I started applying that to myself, of course, with general life stuff. But then I asked another big question:

Do I trust myself as a writer?

For the first eight years or so of writing full time, I was the poster child for NOT trusting myself.

I essentially treated my creativity, my writing impulses, and my time, with utmost distrust and suspicion.

I worked in a panic. (Just to be clear, this is a very unpleasant way to work. Please don't do this.)

Of course I didn't trust myself! I didn't even want to. I was too new at this, too ignorant, so (I thought) how could I have anything in myself worth trusting? 

I had too much to learn, and not enough time for it. And I never wanted to give myself time to learn. Ever.

I had no faith in my instincts about how I needed to work. Instead, I was terrified that I wasn't challenging myself enough, so I pushed super hard—then burned out.

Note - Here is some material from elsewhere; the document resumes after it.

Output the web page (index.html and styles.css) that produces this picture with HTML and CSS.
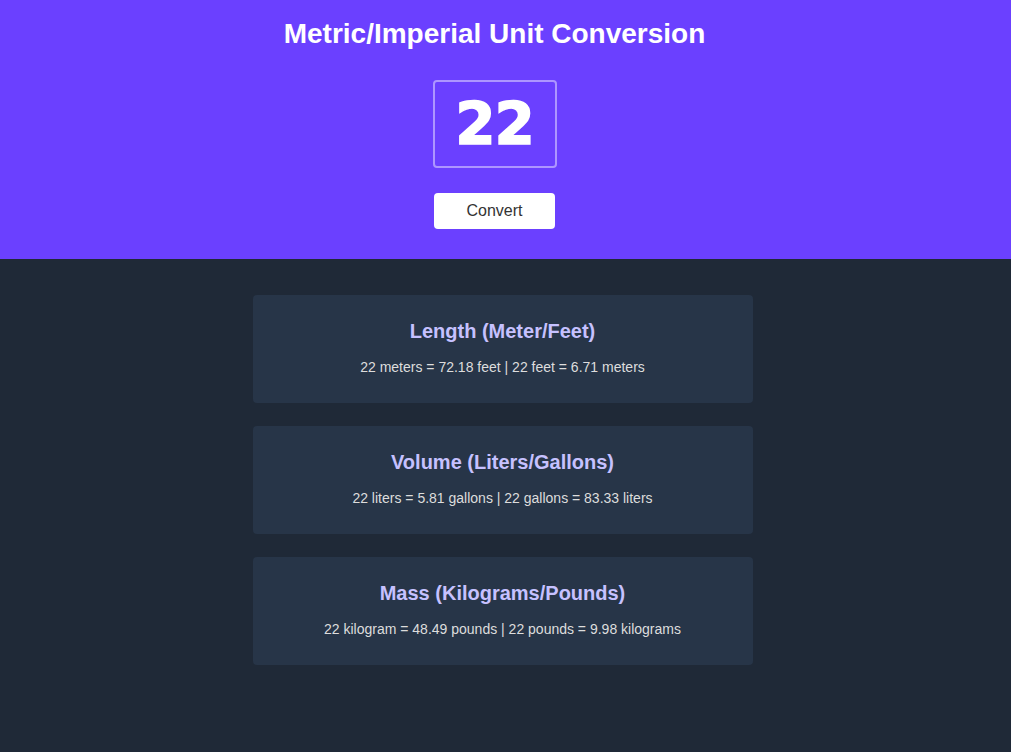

Scraped myself back together and pushed to burnout again. 

Um. It wasn't a healthy cycle.

All I had to show for it—after years—was a bunch of bruises, a total lack of faith in myself, and a lot of that time (which I was so scared about wasting) gone.

Now I think that if I had taken the time to actually listen to what I deep-down knew I neededtrusted it, and acted on it, I'd have a whole different story! 

Here is what I know: It is scary hard to trust yourself.

Especially when you're new at this... but I'm guessing it's going to be hard for a while longer than that. (Heck, right now, I probably trust myself 65% of the time. HUGE for me, but definitely not to 100 yet!)

It is hard to get really quiet and still and ask yourself: Okay. What do I need next? It's even harder to believe that the answer is a good one!

And it's hard to not just freak out all the time.

But no matter how uncertain it feels, I promise that it is worth building trust with yourself.

And I don't mean the screaming, freaking out, panicking part of you. (That part needs a hug and then a whole bunch of chocolate chip cookies and then a fuzzy blanket. But its screamed suggestions probably don't need to be followed.)

The truth that I've been stepping into lately, is that I understand a heck of a lot about how I need to work, what I need to be saying, and how I need to say it. 

The same thing is true of you. (Even if you're brand new to this!)

There's a part of you that does understand how you work. And even might hold some clues about how you work best

If you really pay attention to it, you can start to understand from that clever part of you: where your best material lies, and what you most need to learn

That part of you.

Find it. And then clear space, time, noise, and listen. 

I'm serious. Get a notebook, take some deep breaths, and just ask that deeper, wiser, word-loving part of you: What do I most need in my writing life right now? 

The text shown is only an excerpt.